Bilhete escrito à mão por Lampião


Rodolfo, então, contratou um tenente de Apodi, uma cidade próximo a Mossoró, e organizou a resistência com homens voluntários. Mais de 200 homens se voluntariaram para pegar em armas. Rodolfo tentou mais homens com o governo federal e estadual, porém conseguiu apenas armas e munições.

Homens da resistência mostram suas armas


Os mossoroenses doentes, crianças e mulheres deixaram a cidade e o grupo que faria resistência se colocou nos tetos das casas e da igreja principal. Até o padre carregava arma branca e abençoava os cidadãos que ali estavam.
Ao entardecer do dia 13 de junho, uma fina chuva caía sobre Mossoró, Lampião e seus capitães Jararaca e Colchete estavam à frente do grupo fortemente armado.
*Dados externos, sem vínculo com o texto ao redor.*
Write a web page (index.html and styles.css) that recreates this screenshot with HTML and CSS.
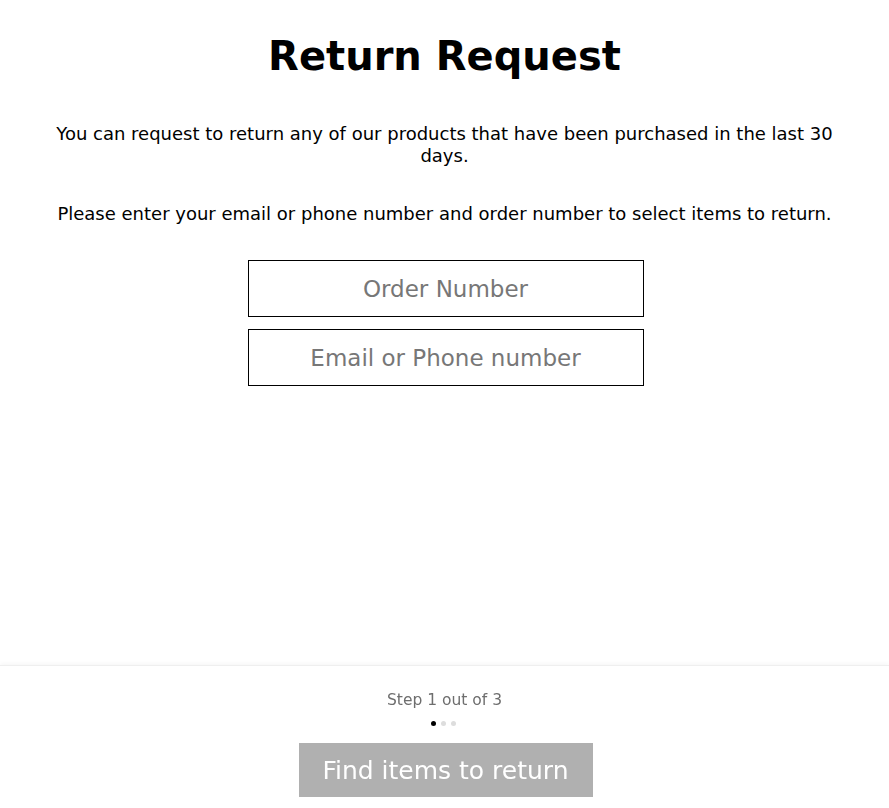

Grupo de Lampião fortemente armado


Ao chegarem à entrada do município, o sino badalou e o prefeito perguntou: “Quem vem lá?”
O cangaceiro respondeu: “Aqui é Lampião, vim tomar a cidade”.
Após a frase, os primeiros disparos foram ouvidos. Homens saíram com facas por trás para cercar o bando, enquanto atiradores de cima do prédio disparavam sem dó em direção ao bando. Logo nos primeiros segundos, importantes cangaceiros cairiam ao chão. Colchete, um dos capitães, foi morto. E Jararaca, temido chefe e matador, foi capturado. Para não perder mais homens, Lampião partiu em cavalgada sem descanso o mais longe possível da cidade. Cansado, assustado e sem comida, liberou os reféns que havia feito na cidade e partiu para o estado da Paraíba.
Jararaca foi julgado e enterrado vivo por membros da cidade.

Jararaca, no centro, um dos homens mais poderosos do bando de Lampião é capturado



O feito entrou para a história como um dos principais movimentos de resistência ao cangaço de que se tem notícia. O evento, significativo e muito importante para a história do Nordeste e do Brasil, mostra a importância da resistência para a sobrevivência do homem sertanejo em meio a uma vida dura e a uma terra sem leis.
O fato marcou para sempre a vida de Lampião, sua tropa e o feito impulsionou e deu força para o início da caçada aos bandos do cangaço. Caçada que durou até o fim de sua existência, com a morte de seus principais líderes ao final dos anos 30.

Curiosidade: Também foi em 1927 que a primeira mulher da história do Brasil votou. Seu título e voto foram computados em Mossoró. A cidade era bastante avançada para a época.

Referências:

Polígono, Revista da Sociedade Brasileira de Estudos do Cangaço. Mossoró,
Fundação Vingt-un Rosado, 1997. (Coleção O Mossoroense – série C. v. 963 v. 8 –
Ano I).

SOBRINHO, José Saldanha Menezes. “O livro de Lampião sua história, seu tempo e
suas lutas”. Mossoró: Fundação Vingt-un Rosado, 1996. (Coleção Mossoroense –
série D – cordel – n. 006).

REGO, José Lins do. “Cangaceiros”. Rio de Janeiro: José Olympio, 1999.

HONORATO, Aldivam. “Entrada de Lampião em Mossoró”. 2. ed.
Mossoró: Fundação Vingt-un Rosado, 1997. (Coleção O Mossoroense, Série “B” –
Folheto: n. 264).

ALVES, Antônio Robson de Oliveira. A memória em Foco: O uso da memória do cangaço a serviço do turismo na cidade de Mossoró/RN.